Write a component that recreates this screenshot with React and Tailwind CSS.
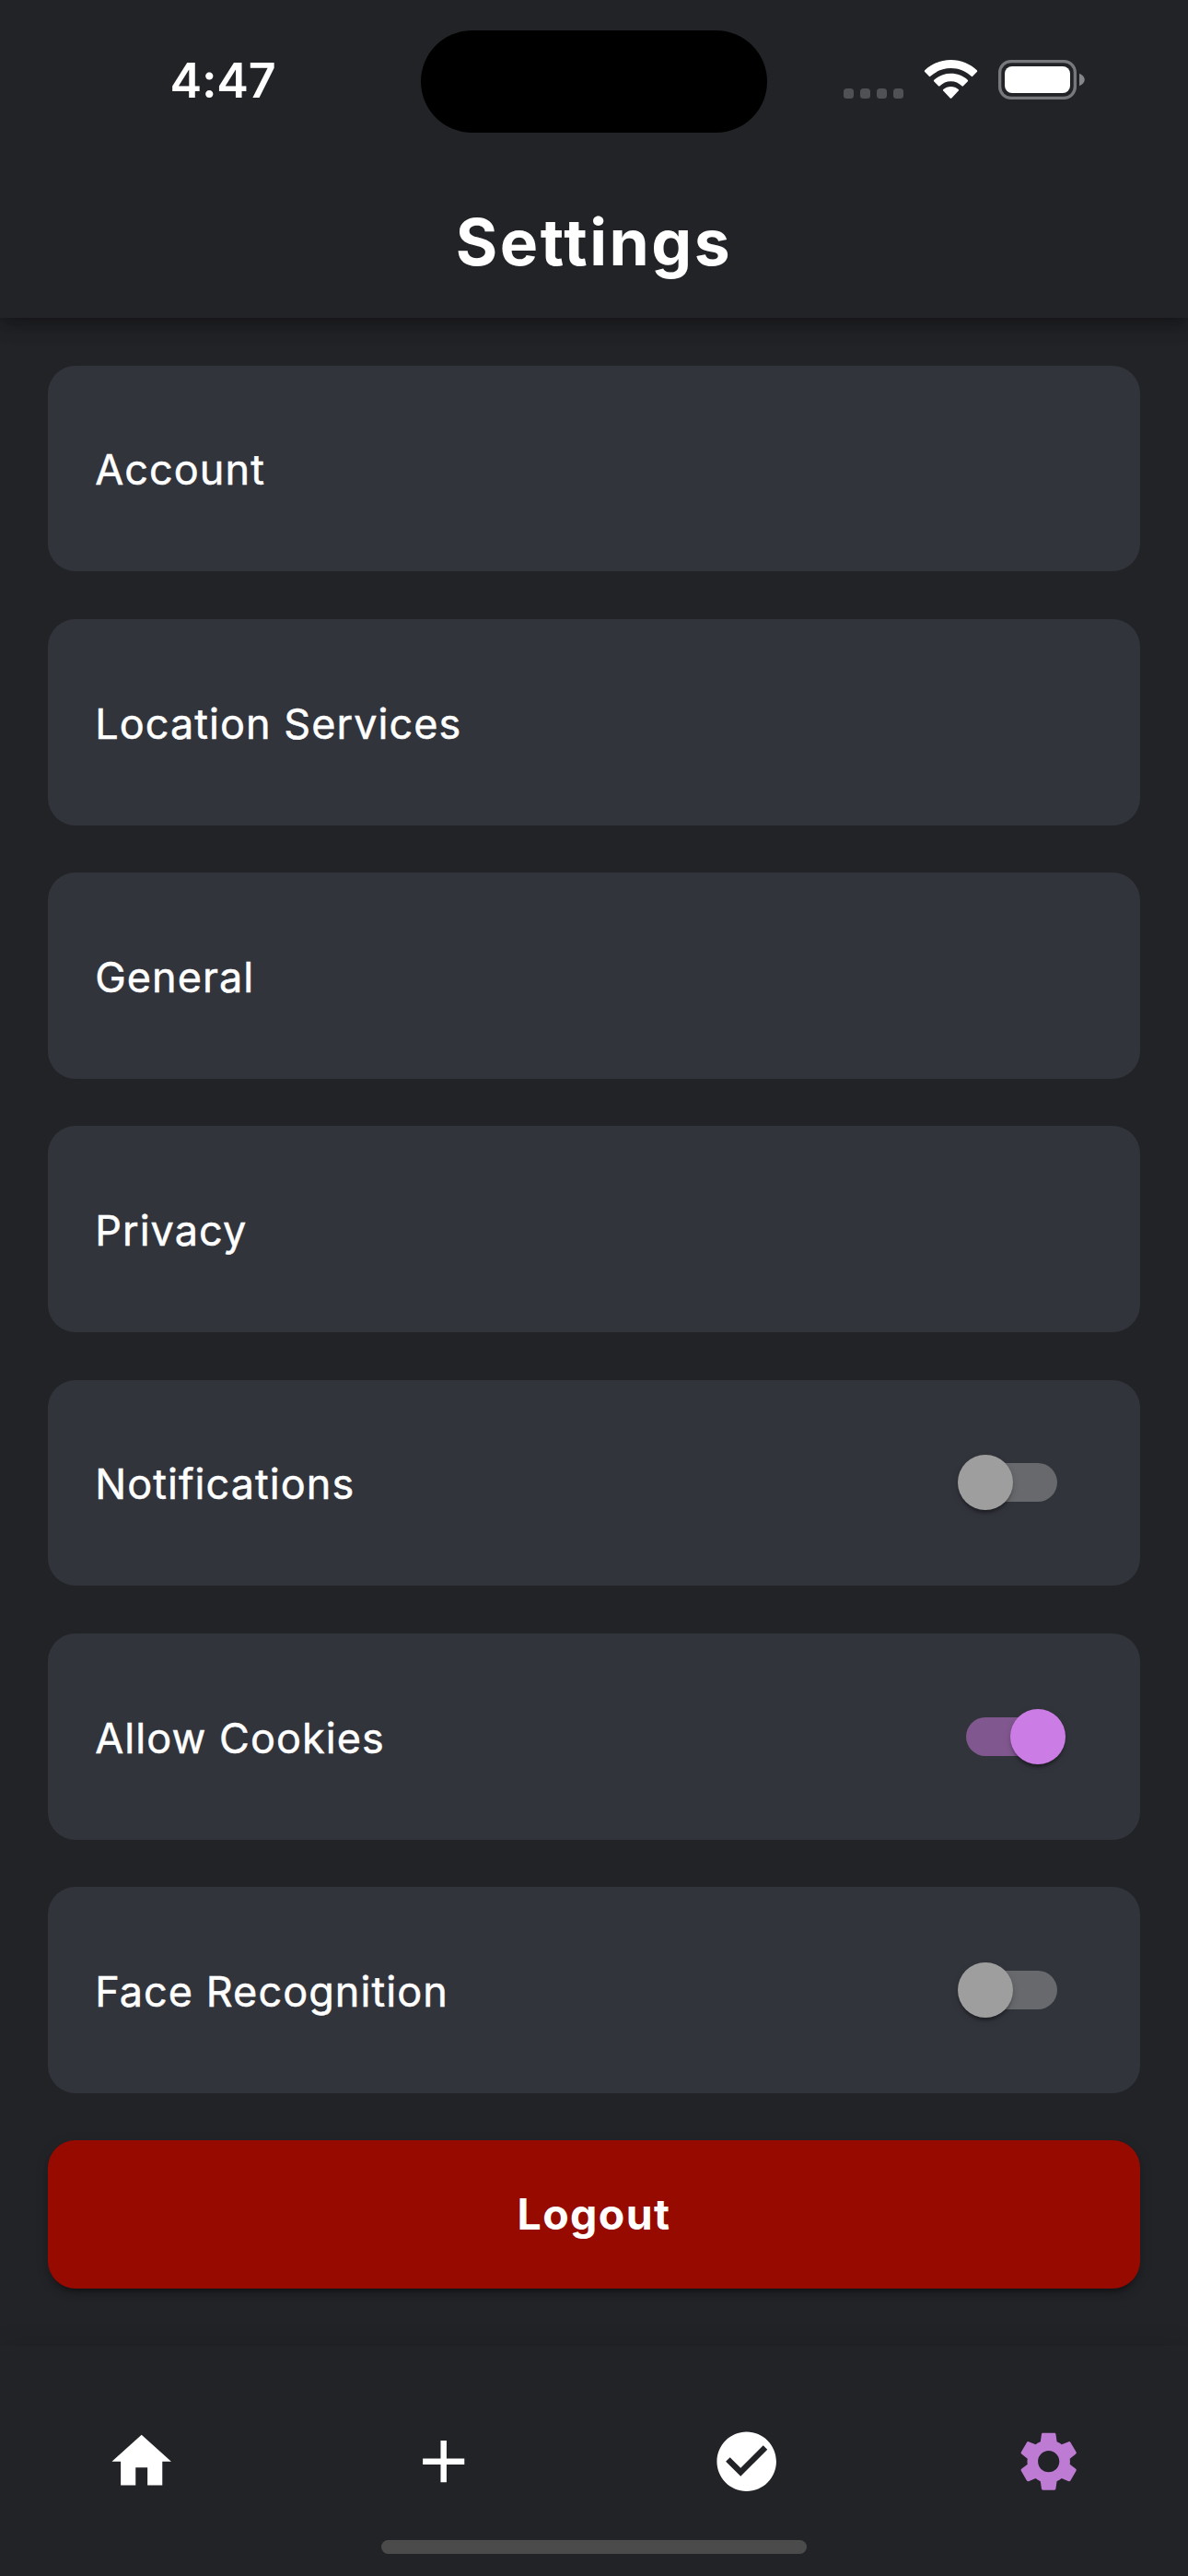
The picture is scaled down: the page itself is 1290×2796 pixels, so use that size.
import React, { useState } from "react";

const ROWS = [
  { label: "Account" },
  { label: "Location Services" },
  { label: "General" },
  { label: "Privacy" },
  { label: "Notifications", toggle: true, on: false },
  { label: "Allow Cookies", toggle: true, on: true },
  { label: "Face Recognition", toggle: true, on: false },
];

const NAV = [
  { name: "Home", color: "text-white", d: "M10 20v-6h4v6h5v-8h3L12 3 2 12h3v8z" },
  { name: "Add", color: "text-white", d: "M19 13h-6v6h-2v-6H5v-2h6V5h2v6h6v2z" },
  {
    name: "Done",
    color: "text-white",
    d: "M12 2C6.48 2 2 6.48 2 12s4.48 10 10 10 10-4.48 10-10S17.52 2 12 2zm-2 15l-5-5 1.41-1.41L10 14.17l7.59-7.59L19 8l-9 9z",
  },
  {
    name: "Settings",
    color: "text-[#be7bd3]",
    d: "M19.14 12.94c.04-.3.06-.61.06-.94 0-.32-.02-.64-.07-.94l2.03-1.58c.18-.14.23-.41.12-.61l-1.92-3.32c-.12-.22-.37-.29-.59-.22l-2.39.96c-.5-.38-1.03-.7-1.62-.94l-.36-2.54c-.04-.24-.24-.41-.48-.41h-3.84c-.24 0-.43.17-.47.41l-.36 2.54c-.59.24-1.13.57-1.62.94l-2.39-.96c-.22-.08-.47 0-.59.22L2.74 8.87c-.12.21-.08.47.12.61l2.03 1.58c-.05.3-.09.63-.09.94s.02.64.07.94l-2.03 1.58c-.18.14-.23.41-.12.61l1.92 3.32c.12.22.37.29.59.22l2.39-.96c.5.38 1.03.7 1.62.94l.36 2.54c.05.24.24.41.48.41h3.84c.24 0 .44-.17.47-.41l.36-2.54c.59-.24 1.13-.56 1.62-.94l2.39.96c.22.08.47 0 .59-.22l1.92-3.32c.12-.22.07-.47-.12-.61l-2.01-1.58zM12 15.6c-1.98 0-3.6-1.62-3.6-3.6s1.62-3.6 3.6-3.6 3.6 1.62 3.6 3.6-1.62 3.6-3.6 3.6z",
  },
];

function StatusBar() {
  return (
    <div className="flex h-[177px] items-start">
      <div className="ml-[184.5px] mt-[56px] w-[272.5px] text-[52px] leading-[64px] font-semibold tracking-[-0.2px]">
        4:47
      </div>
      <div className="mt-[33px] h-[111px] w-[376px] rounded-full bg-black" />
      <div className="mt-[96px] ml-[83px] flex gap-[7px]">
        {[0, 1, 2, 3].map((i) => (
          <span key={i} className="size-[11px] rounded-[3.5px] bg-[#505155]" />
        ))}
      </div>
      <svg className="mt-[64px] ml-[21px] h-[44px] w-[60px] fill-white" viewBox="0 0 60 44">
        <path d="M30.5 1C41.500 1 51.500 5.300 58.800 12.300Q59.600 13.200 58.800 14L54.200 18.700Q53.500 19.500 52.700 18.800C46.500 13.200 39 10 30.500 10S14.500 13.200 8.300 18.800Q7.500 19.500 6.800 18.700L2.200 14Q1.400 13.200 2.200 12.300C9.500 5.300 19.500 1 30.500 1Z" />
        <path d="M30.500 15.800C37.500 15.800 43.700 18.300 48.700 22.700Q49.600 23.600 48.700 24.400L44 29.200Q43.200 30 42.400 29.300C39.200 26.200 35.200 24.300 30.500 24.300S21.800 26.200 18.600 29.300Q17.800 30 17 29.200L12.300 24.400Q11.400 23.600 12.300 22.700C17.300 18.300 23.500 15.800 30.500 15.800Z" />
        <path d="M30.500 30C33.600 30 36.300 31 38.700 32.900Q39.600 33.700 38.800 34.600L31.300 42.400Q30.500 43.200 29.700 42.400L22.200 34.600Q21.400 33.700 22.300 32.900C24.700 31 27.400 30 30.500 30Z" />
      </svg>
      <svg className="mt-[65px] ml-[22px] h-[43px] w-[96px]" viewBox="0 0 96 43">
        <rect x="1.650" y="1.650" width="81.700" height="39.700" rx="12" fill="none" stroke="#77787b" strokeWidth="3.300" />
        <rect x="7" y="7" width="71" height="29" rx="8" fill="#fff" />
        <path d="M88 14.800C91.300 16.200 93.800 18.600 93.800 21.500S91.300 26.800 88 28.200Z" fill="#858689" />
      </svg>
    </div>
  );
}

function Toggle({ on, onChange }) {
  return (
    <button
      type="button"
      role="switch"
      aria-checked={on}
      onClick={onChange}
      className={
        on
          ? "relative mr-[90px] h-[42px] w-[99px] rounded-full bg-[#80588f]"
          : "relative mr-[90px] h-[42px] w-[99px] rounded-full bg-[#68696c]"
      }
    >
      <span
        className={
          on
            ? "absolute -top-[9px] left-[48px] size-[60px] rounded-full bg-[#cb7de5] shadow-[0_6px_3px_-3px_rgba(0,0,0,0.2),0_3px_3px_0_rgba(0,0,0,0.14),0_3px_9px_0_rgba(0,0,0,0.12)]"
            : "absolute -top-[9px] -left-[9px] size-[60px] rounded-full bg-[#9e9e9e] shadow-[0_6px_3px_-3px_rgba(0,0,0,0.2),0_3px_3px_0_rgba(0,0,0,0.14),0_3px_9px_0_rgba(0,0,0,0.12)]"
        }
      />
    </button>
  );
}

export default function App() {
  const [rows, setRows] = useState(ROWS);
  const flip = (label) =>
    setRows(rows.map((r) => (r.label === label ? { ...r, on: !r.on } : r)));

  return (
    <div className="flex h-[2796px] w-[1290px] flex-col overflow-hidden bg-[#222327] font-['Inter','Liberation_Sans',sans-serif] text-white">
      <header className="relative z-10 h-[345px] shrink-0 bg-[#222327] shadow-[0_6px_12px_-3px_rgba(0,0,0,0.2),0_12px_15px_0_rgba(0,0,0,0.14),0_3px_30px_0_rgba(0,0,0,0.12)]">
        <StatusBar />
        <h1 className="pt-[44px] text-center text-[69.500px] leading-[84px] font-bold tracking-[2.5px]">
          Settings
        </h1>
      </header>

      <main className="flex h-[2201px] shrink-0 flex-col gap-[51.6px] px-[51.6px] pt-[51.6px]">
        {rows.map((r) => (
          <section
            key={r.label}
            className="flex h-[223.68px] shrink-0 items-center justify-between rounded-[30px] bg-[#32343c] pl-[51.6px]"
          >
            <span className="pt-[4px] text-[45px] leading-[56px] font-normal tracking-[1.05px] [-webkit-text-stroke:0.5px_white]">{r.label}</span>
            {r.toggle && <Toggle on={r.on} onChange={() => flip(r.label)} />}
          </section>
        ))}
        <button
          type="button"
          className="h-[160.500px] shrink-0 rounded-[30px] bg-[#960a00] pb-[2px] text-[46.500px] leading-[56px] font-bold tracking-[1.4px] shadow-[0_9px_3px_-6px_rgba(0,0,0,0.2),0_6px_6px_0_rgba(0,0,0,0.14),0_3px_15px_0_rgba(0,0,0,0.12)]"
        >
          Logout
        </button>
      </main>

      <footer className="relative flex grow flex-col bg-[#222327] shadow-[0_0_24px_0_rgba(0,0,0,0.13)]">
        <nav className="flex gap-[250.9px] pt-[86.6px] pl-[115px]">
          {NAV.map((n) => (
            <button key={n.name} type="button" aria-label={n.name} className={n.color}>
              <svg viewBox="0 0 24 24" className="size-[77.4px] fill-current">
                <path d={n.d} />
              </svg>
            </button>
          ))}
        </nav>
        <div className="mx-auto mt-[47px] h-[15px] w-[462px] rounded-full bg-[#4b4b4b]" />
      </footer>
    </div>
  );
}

★ ★ ★ ★ ★

## What is needed
Quote each line of the listing exactly, but leave the pictures out.

## The solution
Write a component that recreates this screenshot with React and Tailwind CSS.
The picture is scaled down: the page itself is 1290×2796 pixels, so use that size.
import React, { useState } from "react";

const ROWS = [
  { label: "Account" },
  { label: "Location Services" },
  { label: "General" },
  { label: "Privacy" },
  { label: "Notifications", toggle: true, on: false },
  { label: "Allow Cookies", toggle: true, on: true },
  { label: "Face Recognition", toggle: true, on: false },
];

const NAV = [
  { name: "Home", color: "text-white", d: "M10 20v-6h4v6h5v-8h3L12 3 2 12h3v8z" },
  { name: "Add", color: "text-white", d: "M19 13h-6v6h-2v-6H5v-2h6V5h2v6h6v2z" },
  {
    name: "Done",
    color: "text-white",
    d: "M12 2C6.48 2 2 6.48 2 12s4.48 10 10 10 10-4.48 10-10S17.52 2 12 2zm-2 15l-5-5 1.41-1.41L10 14.17l7.59-7.59L19 8l-9 9z",
  },
  {
    name: "Settings",
    color: "text-[#be7bd3]",
    d: "M19.14 12.94c.04-.3.06-.61.06-.94 0-.32-.02-.64-.07-.94l2.03-1.58c.18-.14.23-.41.12-.61l-1.92-3.32c-.12-.22-.37-.29-.59-.22l-2.39.96c-.5-.38-1.03-.7-1.62-.94l-.36-2.54c-.04-.24-.24-.41-.48-.41h-3.84c-.24 0-.43.17-.47.41l-.36 2.54c-.59.24-1.13.57-1.62.94l-2.39-.96c-.22-.08-.47 0-.59.22L2.74 8.87c-.12.21-.08.47.12.61l2.03 1.58c-.05.3-.09.63-.09.94s.02.64.07.94l-2.03 1.58c-.18.14-.23.41-.12.61l1.92 3.32c.12.22.37.29.59.22l2.39-.96c.5.38 1.03.7 1.62.94l.36 2.54c.05.24.24.41.48.41h3.84c.24 0 .44-.17.47-.41l.36-2.54c.59-.24 1.13-.56 1.62-.94l2.39.96c.22.08.47 0 .59-.22l1.92-3.32c.12-.22.07-.47-.12-.61l-2.01-1.58zM12 15.6c-1.98 0-3.6-1.62-3.6-3.6s1.62-3.6 3.6-3.6 3.6 1.62 3.6 3.6-1.62 3.6-3.6 3.6z",
  },
];

function StatusBar() {
  return (
    <div className="flex h-[177px] items-start">
      <div className="ml-[184.5px] mt-[56px] w-[272.5px] text-[52px] leading-[64px] font-semibold tracking-[-0.2px]">
        4:47
      </div>
      <div className="mt-[33px] h-[111px] w-[376px] rounded-full bg-black" />
      <div className="mt-[96px] ml-[83px] flex gap-[7px]">
        {[0, 1, 2, 3].map((i) => (
          <span key={i} className="size-[11px] rounded-[3.5px] bg-[#505155]" />
        ))}
      </div>
      <svg className="mt-[64px] ml-[21px] h-[44px] w-[60px] fill-white" viewBox="0 0 60 44">
        <path d="M30.5 1C41.500 1 51.500 5.300 58.800 12.300Q59.600 13.200 58.800 14L54.200 18.700Q53.500 19.500 52.700 18.800C46.500 13.200 39 10 30.500 10S14.500 13.200 8.300 18.800Q7.500 19.500 6.800 18.700L2.200 14Q1.400 13.200 2.200 12.300C9.500 5.300 19.500 1 30.500 1Z" />
        <path d="M30.500 15.800C37.500 15.800 43.700 18.300 48.700 22.700Q49.600 23.600 48.700 24.400L44 29.200Q43.200 30 42.400 29.300C39.200 26.200 35.200 24.300 30.500 24.300S21.800 26.200 18.600 29.300Q17.800 30 17 29.200L12.300 24.400Q11.400 23.600 12.300 22.700C17.300 18.300 23.500 15.800 30.500 15.800Z" />
        <path d="M30.500 30C33.600 30 36.300 31 38.700 32.900Q39.600 33.700 38.800 34.600L31.300 42.400Q30.500 43.200 29.700 42.400L22.200 34.600Q21.400 33.700 22.300 32.900C24.700 31 27.400 30 30.500 30Z" />
      </svg>
      <svg className="mt-[65px] ml-[22px] h-[43px] w-[96px]" viewBox="0 0 96 43">
        <rect x="1.650" y="1.650" width="81.700" height="39.700" rx="12" fill="none" stroke="#77787b" strokeWidth="3.300" />
        <rect x="7" y="7" width="71" height="29" rx="8" fill="#fff" />
        <path d="M88 14.800C91.300 16.200 93.800 18.600 93.800 21.500S91.300 26.800 88 28.200Z" fill="#858689" />
      </svg>
    </div>
  );
}

function Toggle({ on, onChange }) {
  return (
    <button
      type="button"
      role="switch"
      aria-checked={on}
      onClick={onChange}
      className={
        on
          ? "relative mr-[90px] h-[42px] w-[99px] rounded-full bg-[#80588f]"
          : "relative mr-[90px] h-[42px] w-[99px] rounded-full bg-[#68696c]"
      }
    >
      <span
        className={
          on
            ? "absolute -top-[9px] left-[48px] size-[60px] rounded-full bg-[#cb7de5] shadow-[0_6px_3px_-3px_rgba(0,0,0,0.2),0_3px_3px_0_rgba(0,0,0,0.14),0_3px_9px_0_rgba(0,0,0,0.12)]"
            : "absolute -top-[9px] -left-[9px] size-[60px] rounded-full bg-[#9e9e9e] shadow-[0_6px_3px_-3px_rgba(0,0,0,0.2),0_3px_3px_0_rgba(0,0,0,0.14),0_3px_9px_0_rgba(0,0,0,0.12)]"
        }
      />
    </button>
  );
}

export default function App() {
  const [rows, setRows] = useState(ROWS);
  const flip = (label) =>
    setRows(rows.map((r) => (r.label === label ? { ...r, on: !r.on } : r)));

  return (
    <div className="flex h-[2796px] w-[1290px] flex-col overflow-hidden bg-[#222327] font-['Inter','Liberation_Sans',sans-serif] text-white">
      <header className="relative z-10 h-[345px] shrink-0 bg-[#222327] shadow-[0_6px_12px_-3px_rgba(0,0,0,0.2),0_12px_15px_0_rgba(0,0,0,0.14),0_3px_30px_0_rgba(0,0,0,0.12)]">
        <StatusBar />
        <h1 className="pt-[44px] text-center text-[69.500px] leading-[84px] font-bold tracking-[2.5px]">
          Settings
        </h1>
      </header>

      <main className="flex h-[2201px] shrink-0 flex-col gap-[51.6px] px-[51.6px] pt-[51.6px]">
        {rows.map((r) => (
          <section
            key={r.label}
            className="flex h-[223.68px] shrink-0 items-center justify-between rounded-[30px] bg-[#32343c] pl-[51.6px]"
          >
            <span className="pt-[4px] text-[45px] leading-[56px] font-normal tracking-[1.05px] [-webkit-text-stroke:0.5px_white]">{r.label}</span>
            {r.toggle && <Toggle on={r.on} onChange={() => flip(r.label)} />}
          </section>
        ))}
        <button
          type="button"
          className="h-[160.500px] shrink-0 rounded-[30px] bg-[#960a00] pb-[2px] text-[46.500px] leading-[56px] font-bold tracking-[1.4px] shadow-[0_9px_3px_-6px_rgba(0,0,0,0.2),0_6px_6px_0_rgba(0,0,0,0.14),0_3px_15px_0_rgba(0,0,0,0.12)]"
        >
          Logout
        </button>
      </main>

      <footer className="relative flex grow flex-col bg-[#222327] shadow-[0_0_24px_0_rgba(0,0,0,0.13)]">
        <nav className="flex gap-[250.9px] pt-[86.6px] pl-[115px]">
          {NAV.map((n) => (
            <button key={n.name} type="button" aria-label={n.name} className={n.color}>
              <svg viewBox="0 0 24 24" className="size-[77.4px] fill-current">
                <path d={n.d} />
              </svg>
            </button>
          ))}
        </nav>
        <div className="mx-auto mt-[47px] h-[15px] w-[462px] rounded-full bg-[#4b4b4b]" />
      </footer>
    </div>
  );
}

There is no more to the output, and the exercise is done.